Nello scontro finale a sinistra, il flop del prodismo

Nello scontro finale a sinistra, il flop del prodismo

Sbaglia chi confina lo scontro a questioni di ambizioni personali o a solo fatti di carattere che pure ci sono: si consideri l'ombrosa testardaggine di Prodi e una certa fragilità di fondo di Veltroni che, evitando gli affondi opportuni in tempi certi, ha contribuito a lasciare l'Italia in questo pantano.
Ma una così grave divaricazione del centrosinistra è fondata su fatti pesanti e strutturali. Quello a cui stiamo assistendo è lo scontro finale tra la sinistra del vecchio potere e quella che, un po’ vaporosa, cerca nuove vie.
L'Italia se la passa da grande Paese occidentale, ma vi sono molti fattori che piuttosto la accomunano alle società uscite dal socialismo reale. Questo giudizio potrebbe apparire una blasfema liquidazione di una grande forza politica nazionale come la Democrazia cristiana che ha salvaguardato la libertà in Italia e l’ha portata a divenire la quinta economia mondiale.

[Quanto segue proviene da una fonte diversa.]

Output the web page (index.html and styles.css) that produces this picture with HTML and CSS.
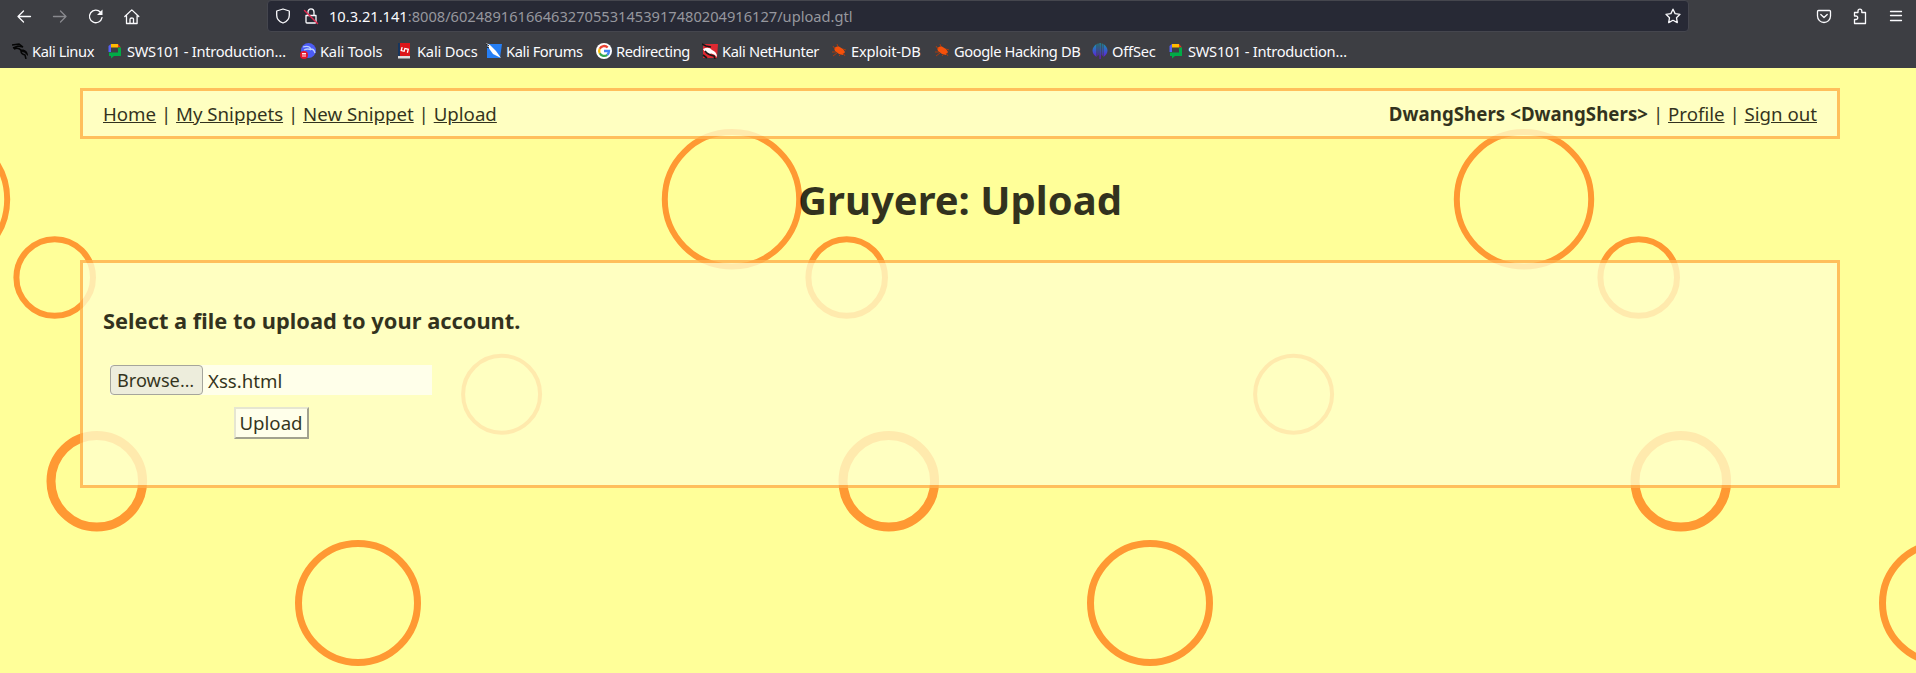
FILE: index.html
```html
<!DOCTYPE html>
<html lang="en">
<head>
<meta charset="utf-8">
<title>Gruyere: Upload</title>
<link rel="stylesheet" href="styles.css">
</head>
<body>
<svg class="defs" width="0" height="0" aria-hidden="true">
  <symbol id="classroom" viewBox="0 0 16 16">
    <path d="M1.500 3L4 1v8H1.500z" fill="#5560f5"/><path d="M4 1h7v3.500H4z" fill="#ffba00"/><path d="M11 1l3 3.500h-3z" fill="#ea3323"/>
    <path d="M11 4.500h3V13H7l-3 2.500V13H2V9.500h9z" fill="#00ac47"/>
  </symbol>
  <symbol id="bug" viewBox="0 0 16 16">
    <path d="M3 5l4-2 5 3 2 3-2 3-4-1-4-3z" fill="#f4510b"/>
    <path d="M2 3l2 3M6 1l1 3M12 6l3 1M1 9l4 0M2 13l4-3M8 13l2-2M12 10l2 3" stroke="#a83c10" stroke-width="1" fill="none"/>
  </symbol>
</svg>
<header class="chrome">
  <div class="toolbar">
    <div class="buttons">
      <svg class="i" viewBox="0 0 16 16"><path d="M14.500 8.500H2M7.500 3L2 8.500 7.500 14"/></svg>
      <svg class="i dim" viewBox="0 0 16 16"><path d="M1.500 8.500H14M8.500 3L14 8.500 8.500 14"/></svg>
      <svg class="i" viewBox="0 0 16 16"><path d="M12.500 4.200A6.300 6.300 0 1 0 14 9.700"/><path class="solid" d="M14.500 1.500V7H9z"/></svg>
      <svg class="i" viewBox="0 0 16 16"><path d="M.8 8.500l7-6.600 7 6.600M2.500 7.500v8h10.600v-8M6 15.500v-4.300q0-1.200 1.800-1.200t1.700 1.200v4.300"/></svg>
    </div>
    <div class="urlbar">
      <svg class="i" viewBox="0 0 16 16"><path d="M8 1l6.300 2v4.200c0 3.800-2.600 6.400-6.300 7.800-3.700-1.400-6.300-4-6.300-7.800V3z"/></svg>
      <svg class="i lock" viewBox="0 0 16 16"><path d="M3 7.500h10V14q0 1-1 1H4q-1 0-1-1zM5 7V4a3 3.200 0 0 1 6 0v3"/><path class="slash" d="M1.500 2.500l13 13"/></svg>
      <span class="url"><b>10.3.21.141</b>:8008/602489161664632705531453917480204916127/upload.gtl</span>
      <svg class="i star" viewBox="0 0 16 16"><path d="M8 1.200l2.100 4.400 4.900.7-3.500 3.400.8 4.900L8 12.300l-4.300 2.300.8-4.900L1 6.300l4.900-.7z"/></svg>
    </div>
    <div class="tools">
      <svg class="i" viewBox="0 0 16 16"><path d="M2.500 2.500h11q1 0 1 1V8a6.500 6.500 0 0 1-13 0V3.500q0-1 1-1zM4.800 6.500L8 9.500l3.200-3"/></svg>
      <svg class="i" viewBox="0 0 16 16"><path d="M2.500 4.500H6V3a1.900 1.900 0 0 1 3.800 0v1.500h3.700v11h-11v-4H4a1.600 1.600 0 0 0 0-3.500H2.500z"/></svg>
      <svg class="i" viewBox="0 0 16 16"><path d="M2.500 3.500h11M2.500 7.500h11M2.500 12.500h11"/></svg>
    </div>
  </div>
  <nav class="bookmarks">
    <span class="bm" style="width:95px"><svg viewBox="0 0 16 16"><path d="M0 2l7-1 4 3-5-1-5 2M2 6q4-2 7 1 5 0 6 4l-2-2q-4-1-5-2M9 8q0 3 4 4l1 4" stroke="#050505" stroke-width="1.500" fill="none"/></svg><span class="tight">Kali Linux</span></span>
    <span class="bm" style="width:193px"><svg viewBox="0 0 16 16"><use href="#classroom"/></svg><span class="sws">SWS101 - Introduction…</span></span>
    <span class="bm" style="width:97px"><svg viewBox="0 0 16 16"><circle cx="8.500" cy="7.500" r="7.500" fill="#4c5cf5"/><path d="M3 4q6-2 8 2 3 0 4 4M4 7q4-2 7 0" stroke="#b9d0ff" stroke-width="1.300" fill="none"/><circle cx="4" cy="12" r="4" fill="#e5142b"/><path d="M2 10.500h4M3 10.500v3.500M5 10.500v3.500" stroke="#fff" stroke-width=".9"/></svg><span class="loose">Kali Tools</span></span>
    <span class="bm" style="width:89px"><svg viewBox="0 0 16 16"><path d="M1 0h2v13H1z" fill="#17365e"/><path d="M3 0h10v13H3z" fill="#dd1519"/><path d="M1 13h12v2.500H1z" fill="#ddd"/><path d="M4.500 5v3.500h3V5.500h3.500V9" transform="rotate(15 8 7)" stroke="#fff" stroke-width="1.300" fill="none"/></svg><span class="loose">Kali Docs</span></span>
    <span class="bm" style="width:110px"><svg viewBox="0 0 16 16"><path d="M1 1h15l-2 14H1z" fill="#267ff5"/><path d="M0 0l4 2 6 6 5 7-8-4-5-7z" fill="#fff"/><path d="M0 1l3 2M1 4l2 1" stroke="#111"/></svg><span class="tight">Kali Forums</span></span>
    <span class="bm" style="width:106px"><svg viewBox="0 0 16 16"><circle cx="8" cy="8" r="8" fill="#fff"/><g fill="none" stroke-width="2.300"><path d="M11.700 4.500A5 5 0 0 0 3.700 5.700" stroke="#ea4335"/><path d="M3.700 5.700a5 5 0 0 0 0 4.600" stroke="#fbbc05"/><path d="M3.700 10.300a5 5 0 0 0 7.600 1.500" stroke="#34a853"/><path d="M11.300 11.800A5 5 0 0 0 13 8H8" stroke="#4285f4"/></g></svg><span class="tight">Redirecting</span></span>
    <span class="bm" style="width:129px"><svg viewBox="0 0 16 16"><path d="M1 1h15l-1 14H1z" fill="#df2932"/><path d="M1 6q6-3 9 1 5 2 5 7-4-5-8-3-4-1-6-5z" fill="#fff"/><path d="M0 1l4 2 5 1M3 8q3 4 9 5l1 3M1 12l4 3" stroke="#191919" stroke-width="1.600" fill="none"/></svg><span class="mid">Kali NetHunter</span></span>
    <span class="bm" style="width:103px"><svg viewBox="0 0 16 16"><use href="#bug"/></svg><span class="loose">Exploit-DB</span></span>
    <span class="bm" style="width:158px"><svg viewBox="0 0 16 16"><use href="#bug"/></svg><span class="tight">Google Hacking DB</span></span>
    <span class="bm" style="width:76px"><svg viewBox="0 0 16 16"><defs><linearGradient id="og" gradientUnits="userSpaceOnUse" x1="0" y1="0" x2="0" y2="16"><stop stop-color="#159aa7"/><stop offset=".5" stop-color="#3956ce"/><stop offset="1" stop-color="#7509ce"/></linearGradient></defs><path d="M4.500 1v13Q.5 11 .5 7.500T4.500 1zM5.500.8l1-.3V12l-1 1zM7.500 0h1.200v16H7.500zM9.700.5l1 .3V13l-1-1zM11.500 1q4 3 4 6.500t-4 6.500z" fill="url(#og)"/></svg><span class="loose">OffSec</span></span>
    <span class="bm"><svg viewBox="0 0 16 16"><use href="#classroom"/></svg><span class="sws">SWS101 - Introduction…</span></span>
  </nav>
</header>
<main class="page">
  <svg class="holes" width="1916" height="605" aria-hidden="true">
    <defs>
      <g id="tile" fill="none" stroke="#ff9933">
        <circle cx="732" cy="131.300" r="67.200" stroke-width="6"/>
        <circle cx="54.700" cy="209.500" r="38.300" stroke-width="6"/>
        <circle cx="501.600" cy="326.200" r="38.500" stroke-width="4"/>
        <circle cx="96.800" cy="413.300" r="45.800" stroke-width="9"/>
        <circle cx="358" cy="535" r="59.500" stroke-width="7"/>
      </g>
    </defs>
    <use href="#tile" x="-792"/><use href="#tile"/><use href="#tile" x="792"/><use href="#tile" x="1584"/>
  </svg>
  <div class="box menu">
    <div><a>Home</a> | <a>My Snippets</a> | <a>New Snippet</a> | <a>Upload</a></div>
    <div><b>DwangShers &lt;DwangShers&gt;</b> | <a>Profile</a> | <a>Sign out</a></div>
  </div>
  <h1>Gruyere: Upload</h1>
  <section class="box content">
    <h3>Select a file to upload to your account.</h3>
    <form class="form">
      <div class="file"><span class="browse">Browse<span class="dots">…</span></span><span class="name">Xss.html</span></div>
      <span class="submit">Upload</span>
    </form>
  </section>
</main>
</body>
</html>
```
FILE: styles.css
```css
* { box-sizing: border-box; }
body { margin: 0; background: #ffff99; font-family: "Noto Sans", sans-serif; font-size: 18.67px; color: #000; height: 673px; overflow: hidden; }
.defs { position: absolute; }
.chrome { height: 68px; background: #3d3e43; color: #fbfbfe; font-size: 14.67px; }
.toolbar { display: flex; height: 32px; align-items: center; }
.i { width: 16px; height: 16px; flex: none; fill: none; stroke: #fbfbfe; stroke-width: 1.3; stroke-linecap: round; stroke-linejoin: round; overflow: visible; }
.i .solid { fill: #fbfbfe; stroke: none; }
.i .slash { stroke: #e22850; stroke-width: 1.4; }
.dim { opacity: .4; }
.buttons { display: flex; gap: 20px; width: 267px; padding-left: 16px; flex: none; }
.urlbar { width: 1422px; height: 32px; border: 1px solid #45464e; border-radius: 4px; background: #272935; display: flex; align-items: center; padding: 0 7px 0 7px; flex: none; }
.lock { margin-left: 12px; }
.url { margin-left: 10px; flex: 1; color: #96979e; white-space: nowrap; letter-spacing: -.01px; }
.url b { font-weight: normal; color: #fbfbfe; }
.tools { display: flex; gap: 20px; margin-left: auto; padding-right: 12px; }
.bookmarks { display: flex; height: 36px; padding: 2px 0 0 12px; align-items: center; }
.bm { display: flex; align-items: center; gap: 4px; white-space: nowrap; flex: none; }
.bm svg { width: 16px; height: 16px; flex: none; }
.tight { letter-spacing: -.4px; }
.mid { letter-spacing: -.35px; }
.sws { letter-spacing: -.28px; }
.loose { letter-spacing: -.2px; }
.page { position: relative; height: 605px; padding: 20px 76px 0 80px; }
.holes { position: absolute; left: 0; top: 0; z-index: -1; }
.box { background: #ffffcc; border: 3px solid #ffb04d; opacity: .8; }
.menu { height: 51px; padding: 0 20px; display: flex; justify-content: space-between; align-items: center; }
.menu a { text-decoration: underline; }
.menu b { letter-spacing: .05px; }
h1 { margin: 0; height: 121px; line-height: 121px; text-align: center; font-size: 40px; opacity: .8; }
.content { height: 228px; padding: 43px 20px 0; }
h3 { margin: 0; font-size: 21.85px; line-height: 30px; }
.form { display: flex; flex-direction: column; width: 322px; margin: 29px 0 0 7px; align-items: center; gap: 12px; }
.file { display: flex; width: 322px; height: 30px; background: #fff; align-items: center; }
.browse { width: 93px; height: 30px; border: 1px solid #8f8f9d; border-radius: 4px; background: #e9e9ed; line-height: 29px; padding-left: 6px; font-size: 18.2px; }
.dots { font-family: "Open Sans", sans-serif; letter-spacing: 1px; }
.name { margin-left: 5px; }
.submit { width: 75px; height: 32px; border: 2px outset #e0e0e0; background: #fff; line-height: 27px; text-align: center; }
```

Eppure i terribili condizionamenti con cui la Guerra Fredda ha segnato un Paese di frontiera come il nostro hanno portato a trasformare il nostro sistema in un sistema con caratteristiche da socialismo reale: innanzitutto il peso dello Stato nella vita della società, la presenza di una nomenklatura diffusissima (circa un milione di persone vivono di politica in Italia) e l'incredibile strapotere di poteri oscuri nella magistratura, nel sistema economico (in particolare bancario) che hanno tratti quasi putiniani.
La testardaggine di Prodi ha dunque una base nella società italiana. E proprio questa base «solida» consente al premier, nonostante il suo scarso seguito personale, di condizionare un arco vasto di forze politiche. Perché Prodi dopo essere stato il profeta del maggioritario, è diventato il re dei partiti nanetti? Perché la difesa della logica interna del potere italiano gli dà le basi per interloquire con qualsiasi micronomenklatura, non solo di sinistra: a meno che naturalmente le bizzarrie della magistratura non arrivino ad arrestare, con motivazioni discutibili, la moglie del ministro della Giustizia. Proprio la capacità di fare il surfista sui nodi dei poteri più oscuri, consente a Prodi di tenere bene a freno anche volpi come Franco Marini e Massimo D’Alema.
Proprio queste caratteristiche strutturali del prodismo sono però messe in scacco da quelle forze che nella sinistra cercano il rinnovamento. Questo avviene anche all’estrema sinistra con Fausto Bertinotti che vorrebbe costruire un movimento antagonistico ma di governo. Ma la sfida vera è quella di Veltroni. Non sono un estimatore del segretario democratico, il suo percorso è stato aperto dalla grande stampa, dal Corriere della Sera e dalla Repubblica, che mediano opinioni di importanti aree della società con disegni spesso assai poco lineari. La sua cultura è molto eclettica, il suo sistema di potere e i suoi risultati come sindaco non mi piacciono. È vero, però, che il presidente del Pd alla fine ha colto come i ceti urbani di cui lui e tanti altri amministratori di sinistra sono espressione non tollerano più il potere ossificato alla Prodi, non sopportano le mille nomenklaturine, le trame oscure del potere italiano.
È la base sociale, sono i punti di avanguardia del centrosinistra (le amministrazioni locali) che hanno spinto Veltroni a essere addirittura coraggioso, a fare la cosa più spericolata per un uomo della sinistra italiana: avere un confronto leale con Silvio Berlusconi.
Ora Veltroni sta ballando. Ieri, al fondo, il dibattito sulla fiducia a Prodi, a sinistra, è quasi diventato un voto sulla fiducia al segretario del Pd.

Ma al fondo nella classe dirigente ex margheritina ed ex diessina vi è la consapevolezza che se non si apre oggi la società italiana, si finirà come in quei Paesi ex socialisti dove gli uomini del regime precedente hanno tenuto con le unghie e i denti il vecchio potere per un po’, ma poi sono stati cacciati implacabilmente dai loro popoli.